Após as turbulências da “crise Palocci” e da votação do Código Florestal na Câmara dos Deputados, o primeiro semestre de 2011 termina com boas – embora passageiras ou sazonais – notícias da economia; com uma primeira vitória do Itamaraty em disputas de postos internacionais desde a chegada de Lula à presidência em 2003, e com a redução ao menos retórica de conflitos entre o PMDB e o PT, entre as alas deste, e dos relacionados a outros atores da base parlamentar governista, em resposta a apelos da própria Dilma Rousseff e ao atendimento de parte das demandas deles por cargos e liberações de verbas dos chamados restos a pagar.
Calmaria relativa perturbada pela cobrança de outra parte dessas verbas e pela volta à mídia do escândalo dos aloprados de 2006, gerada a partir de luta interna entre petistas. Mas que oferece uma espécie de trégua ao Palácio do Planalto, na qual a presidente, de um lado reafirma seu ativismo gerencial, por meio do lançamento de novos programas sociais e de intensa promoção de atos ou promessas de caráter administrativo (inclusive de privatizações na área de infraestrutura que desmentem o radicalismo estatizante de sua campanha eleitoral). E, de outro lado, procura demonstrar capacidade de liderança política. Esta tornada ainda mais necessária do que na fase inicial do governo em face de um dos efeitos mais significativos das recentes turbulências: a avaliação crescente, no próprio PT, de que ela cumpre um mandato tampão, preparatório da candidatura de Lula em 2014.
Avaliação essa a que, enquanto está difusa, Dilma busca responder com algumas manifestações indicativas de autonomia em relação ao seu partido e ao antecessor. Como a da mensagem que dirigiu a FHC, na comemoração do seu 80º aniversário, com enfático e até caloroso reconhecimento de grandes méritos dos dois mandatos dele nos planos econômico, social e político. Mensagem inteiramente contraposta ao sistemático tratamento crítico de FHC, de radical condenação de seu governo, por parte dos sucessivos dirigentes do PT e do próprio Lula; que mereceu aplausos generalizados da imprensa; e com a qual Dilma acenou com uma abertura à oposição.

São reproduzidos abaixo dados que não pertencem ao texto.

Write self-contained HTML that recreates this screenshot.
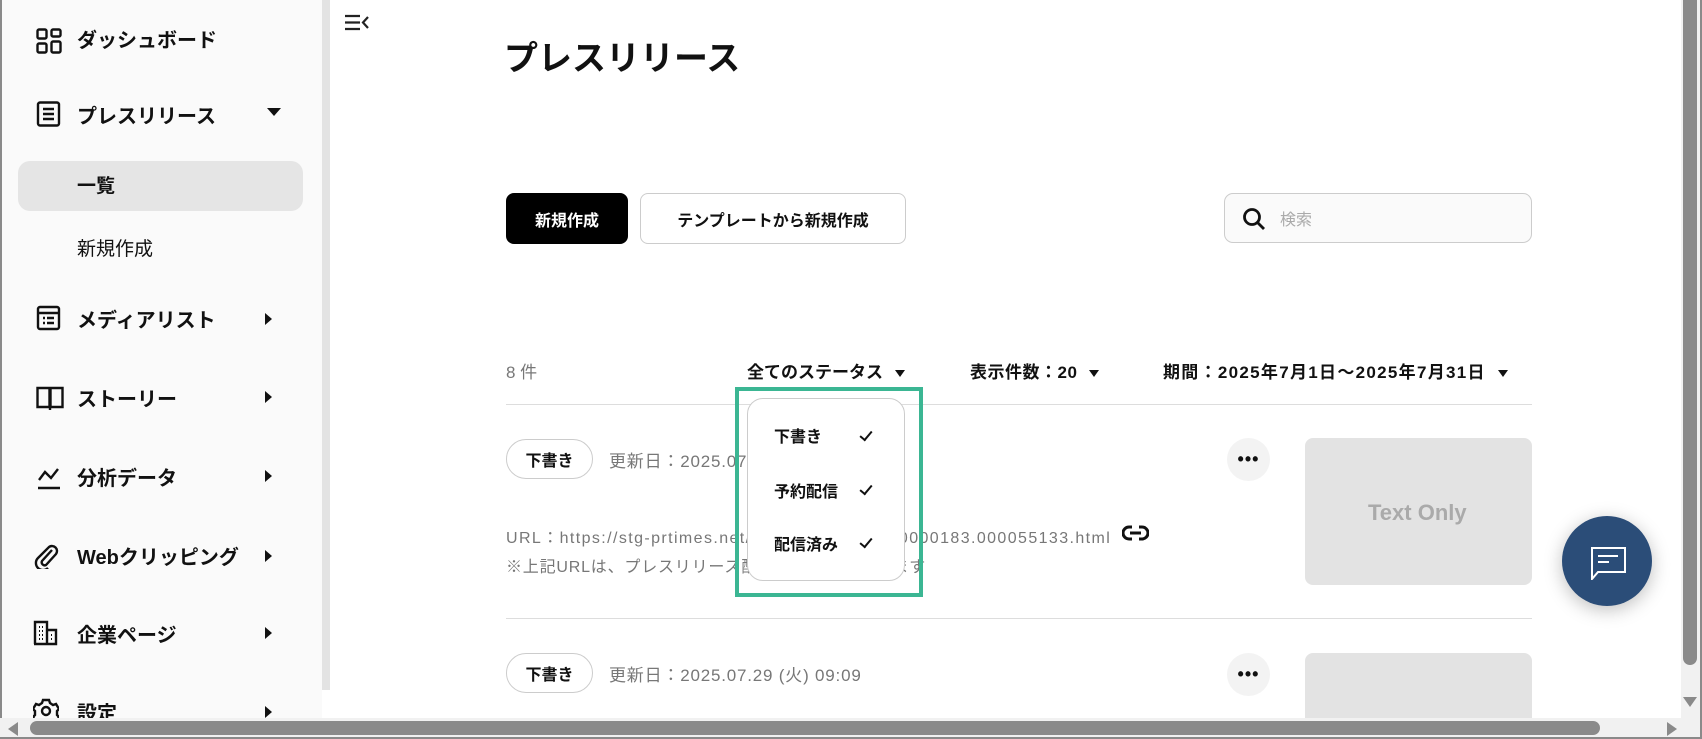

Mas a calmaria do final de semestre será certamente substituída por novas evidências de divisão e fragilidade da base parlamentar governista já na decisão do Senado sobre o Código Florestal e na apreciação de outras matérias polêmicas nas duas casas do Congresso. Entre estas a do piso nacional unificado dos salários das polícias e bombeiros, a do projeto que restringe o uso de MPs, da distribuição dos royalties do pré-sal . Definições legislativas que passarão a ser influenciadas por um complicador adicional: o aumento dos conflitos nessa base por causa dos objetivos partidários diferentes e contraditórios nas eleições municipais à vista. Especialmente entre o PT e o PMDB, empenhados em reforçar-se, em muitos casos um contra o outro, mas envolvendo também os demais partidos da base, entre os quais o PSB, cujo plano de ampliação do peso que já tem no Nordeste e de avanço em mais regiões conflita com o projeto de hegemonia petista. Como conduzir as relações com a heterogênea base de sustentação do Executivo, com os governadores e com o Congresso nesse cenário delicado – e no qual a oposição liderada por um hábil articulador como Aécio Neves poderá ganhar bem mais espaço – é o grande desafio político de Dilma a partir já do semestre que começa esta semana.

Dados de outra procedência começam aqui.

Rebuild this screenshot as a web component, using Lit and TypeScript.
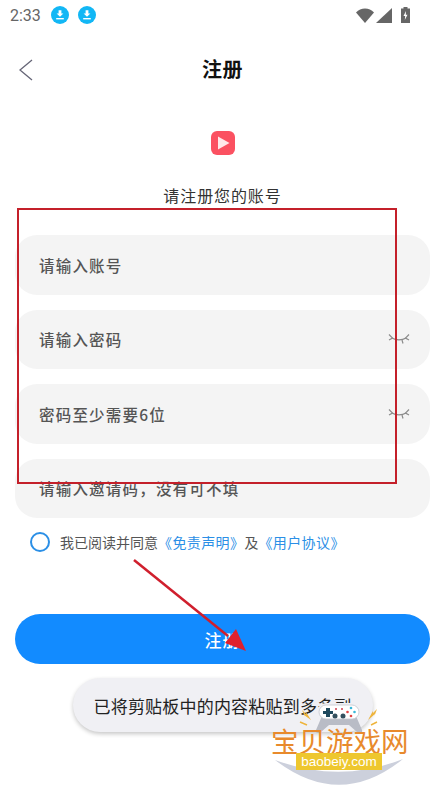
import { LitElement, html, css } from 'lit';
import { customElement } from 'lit/decorators.js';

const downloadIcon = html`<svg class="dl" viewBox="0 0 18 18" width="18" height="18">
  <circle cx="9" cy="9" r="9" fill="#12b7f5"></circle>
  <path d="M7.6 4.2h2.8v3.4h2L9 10.8 5.6 7.6h2z" fill="#fff"></path>
  <rect x="5.2" y="12" width="7.6" height="1.4" fill="#fff"></rect>
</svg>`;

const eyeClosed = html`<svg class="eye" viewBox="0 0 22 12" width="22" height="12" fill="none" stroke="#8c8c8c" stroke-width="1.2">
  <path d="M4 5c4 2.500 10 2.500 14 0"></path>
  <path d="M1 1.500L4.500 5 1 7M21 1.500L17.500 5 21 7M8.500 7l-.5 3.500M14 7l1 3.500"></path>
</svg>`;

@customElement('app-root')
export class AppRoot extends LitElement {
  static styles = css`
    :host {
      display: block;
      position: relative;
      width: 445px;
      height: 791px;
      overflow: hidden;
      background: #fff;
      font-family: "Noto Sans CJK SC", "Liberation Sans", sans-serif;
    }

    .status {
      display: flex;
      align-items: center;
      height: 30px;
      padding: 0 35px 0 10px;
    }
    .time {
      font-family: Roboto, sans-serif;
      font-size: 16px;
      color: #666;
      width: 41px;
    }
    .dl { margin-right: 9px; }
    .status-right {
      margin-left: auto;
      display: flex;
      align-items: center;
      gap: 2px;
    }
    .batt { margin-left: 7px; }

    .nav {
      position: relative;
      display: flex;
      align-items: center;
      justify-content: center;
      height: 50px;
      margin-top: 13px;
    }
    .back {
      position: absolute;
      left: 19px;
      top: 16px;
    }
    .title {
      font-size: 20px;
      font-weight: 700;
      color: #111;
      letter-spacing: 0.6px;
    }

    .logo {
      display: flex;
      justify-content: center;
      margin-top: 38px;
    }
    .sub {
      margin-top: 28px;
      height: 24px;
      line-height: 24px;
      text-align: center;
      font-size: 16px;
      letter-spacing: 0.9px;
      color: #333;
    }

    .fields {
      display: flex;
      flex-direction: column;
      gap: 15px;
      margin: 28px 15px 0;
    }
    .field {
      display: flex;
      align-items: center;
      justify-content: space-between;
      height: 59.5px;
      padding: 0 20px 0 24px;
      border-radius: 22px;
      background: #f4f4f4;
      font-size: 15.5px;
      letter-spacing: 1.2px;
      color: #555;
      font-weight: 500;
    }

    .agree {
      display: flex;
      align-items: center;
      margin: 14px 0 0 30px;
      font-size: 14px;
      color: #555;
    }
    .radio {
      width: 20px;
      height: 20px;
      box-sizing: border-box;
      border: 2px solid #2b8fe6;
      border-radius: 50%;
      margin-right: 10px;
    }
    .link {
      color: #2b8fe6;
      letter-spacing: 0.4px;
    }

    .submit {
      display: flex;
      align-items: center;
      justify-content: center;
      height: 50px;
      margin: 62px 15px 0;
      border-radius: 25px;
      background: #128bff;
      color: #fff;
      font-size: 17px;
      font-weight: 500;
      letter-spacing: 1px;
    }

    .toast-wrap {
      display: flex;
      justify-content: center;
      margin-top: 14px;
    }
    .toast {
      width: 300px;
      height: 54px;
      box-sizing: border-box;
      display: flex;
      align-items: center;
      padding-left: 21px;
      border-radius: 27px;
      background: #f0f0f4;
      box-shadow: 0 2px 4px rgba(0, 0, 0, 0.22);
      font-size: 17px;
      letter-spacing: 0.2px;
      color: #222;
      white-space: nowrap;
      overflow: hidden;
    }

    /* red annotation drawn on top of the screenshot */
    .mark {
      position: absolute;
      left: 17px;
      top: 208px;
      width: 380px;
      height: 276px;
      box-sizing: border-box;
      border: 2px solid #c4202a;
    }
    .arrow {
      position: absolute;
      left: 0;
      top: 0;
      pointer-events: none;
    }

    /* site watermark, bottom right */
    .wm {
      position: absolute;
      left: 260px;
      top: 696px;
      width: 170px;
      height: 95px;
    }
    .wm svg { position: absolute; left: 0; top: 0; }
    .wm-name {
      position: absolute;
      left: 11px;
      top: 31px;
      font-size: 27.5px;
      line-height: 26px;
      color: #e88a2c;
      white-space: nowrap;
    }
    .wm-url {
      position: absolute;
      left: 36px;
      top: 57px;
      width: 86px;
      height: 17px;
      line-height: 17px;
      text-align: center;
      background: #eec72e;
      color: #fff;
      font-family: "Liberation Sans", sans-serif;
      font-size: 13.5px;
    }
  `;

  render() {
    return html`
      <div class="status">
        <span class="time">2:33</span>
        ${downloadIcon}${downloadIcon}
        <div class="status-right">
          <svg viewBox="0 0 18 15" width="18" height="15"><path d="M0 4.500C2.500 2 5.500.5 9 .5s6.500 1.500 9 4L9 15z" fill="#666"></path></svg>
          <svg viewBox="0 0 16 15" width="16" height="15"><path d="M16 0v15H0z" fill="#666"></path></svg>
          <svg class="batt" viewBox="0 0 9 16" width="9" height="16">
            <path d="M2.500 0h4v1.500H9V16H0V1.500h2.500z" fill="#666"></path>
            <path d="M5 4L2.500 9h1.700L3.800 13l2.700-5.200H4.800z" fill="#fff"></path>
          </svg>
        </div>
      </div>

      <div class="nav">
        <svg class="back" viewBox="0 0 14 22" width="14" height="22" fill="none" stroke="#667" stroke-width="1.300">
          <path d="M13 1L1 11l12 10"></path>
        </svg>
        <span class="title">注册</span>
      </div>

      <div class="logo">
        <svg viewBox="0 0 24 24" width="24" height="24">
          <rect width="24" height="24" rx="6" fill="#fb5161"></rect>
          <path d="M7 5.500v13L18.500 12z" fill="#ffe9ea"></path>
        </svg>
      </div>
      <div class="sub">请注册您的账号</div>

      <div class="fields">
        <div class="field">请输入账号</div>
        <div class="field">请输入密码${eyeClosed}</div>
        <div class="field">密码至少需要6位${eyeClosed}</div>
        <div class="field">请输入邀请码，没有可不填</div>
      </div>

      <div class="agree">
        <span class="radio"></span>
        <span>我已阅读并同意</span><span class="link">《免责声明》</span><span>及</span><span class="link">《用户协议》</span>
      </div>

      <div class="submit">注册</div>

      <div class="toast-wrap"><div class="toast">已将剪贴板中的内容粘贴到多多副</div></div>

      <div class="mark"></div>
      <svg class="arrow" width="445" height="791" viewBox="0 0 445 791">
        <path d="M134 560L228 636" stroke="#d01f2d" stroke-width="2.500" fill="none"></path>
        <path d="M246 651L225 643 236 629z" fill="#e0202c"></path>
      </svg>

      <div class="wm">
        <svg width="170" height="95" viewBox="0 0 170 95">
          <path d="M15 64Q80 114 143 63 80 88 15 64z" fill="#ccd0dc"></path>
          <!-- game controller -->
          <rect x="57" y="7" width="44" height="18" rx="9" fill="#f0f0f4"></rect>
          <path d="M62 20h34l6 14c1 3-2 4-5 2l-8-7H69l-8 7c-3 2-6 1-5-2z" fill="#b9bcc6"></path>
          <rect x="59" y="9" width="40" height="14" rx="7" fill="#fff" stroke="#c4c6ce" stroke-width="0.800"></rect>
          <path d="M66 12h4v3h3v3h-3v3h-4v-3h-3v-3h3z" fill="#1f4a5e"></path>
          <circle cx="75" cy="20" r="2.500" fill="#33505e"></circle>
          <circle cx="83" cy="20" r="2.500" fill="#33505e"></circle>
          <circle cx="76" cy="13" r="1" fill="#d04050"></circle>
          <circle cx="82" cy="13" r="1" fill="#d04050"></circle>
          <circle cx="91" cy="12" r="1.300" fill="#39b6d8"></circle>
          <circle cx="87.500" cy="16" r="1.300" fill="#e04444"></circle>
          <circle cx="94.500" cy="16" r="1.300" fill="#39b6d8"></circle>
          <circle cx="91" cy="20" r="1.300" fill="#e04444"></circle>
          <!-- sparks -->
          <path d="M42 14l4 4 0-2 5 8-7-5 1 2z" fill="#eeb43c"></path>
          <path d="M117 13l-4 4 0-2-5 9 7-6-1 3z" fill="#eeb43c"></path>
          <path d="M40 26l7 3M117 26l-6 3" stroke="#eeb43c" stroke-width="1.500"></path>
        </svg>
        <div class="wm-name">宝贝游戏网</div>
        <div class="wm-url">baobeiy.com</div>
      </div>
    `;
  }
}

Quanto à economia, as preocupações maiores dos analistas se voltam para o próximo ano. Parte delas foi bem tratada em reportagem do Estado de S. Paulo, de domingo último, com o título “Governo empurra despesas para 2012”. Abertura da matéria: “O governo vem empurrando com a barriga uma série de despesas cuja fatura será cobrada em 2012, tornando o quadro econômico do ano que vem bastante complicado. Um grande reajuste do salário mínimo, quitação de subsídios dados pelo BNDES, investimentos (inclusive os da Copa e da Olimpíada) e as pressões da base política em ano eleitoral são apenas alguns exemplos dos problemas que terão de ser enfrentados. Nessa conta ainda tem de ser acrescentada a soma da decisão do STF que mandou o governo pagar de uma só vez a dívida judicial (precatórios) que havia sido parcelada em dez anos”. Declaração de uma das fontes da reportagem, o economista Fernando Montero, da Corretora convenção: “Isso (a expansão das despesas) vai fazer com que o Banco Central segure os juros e as medidas macroprudenciais por muito tempo. O BC sabe que há esses fatores expansionistas já contratados”.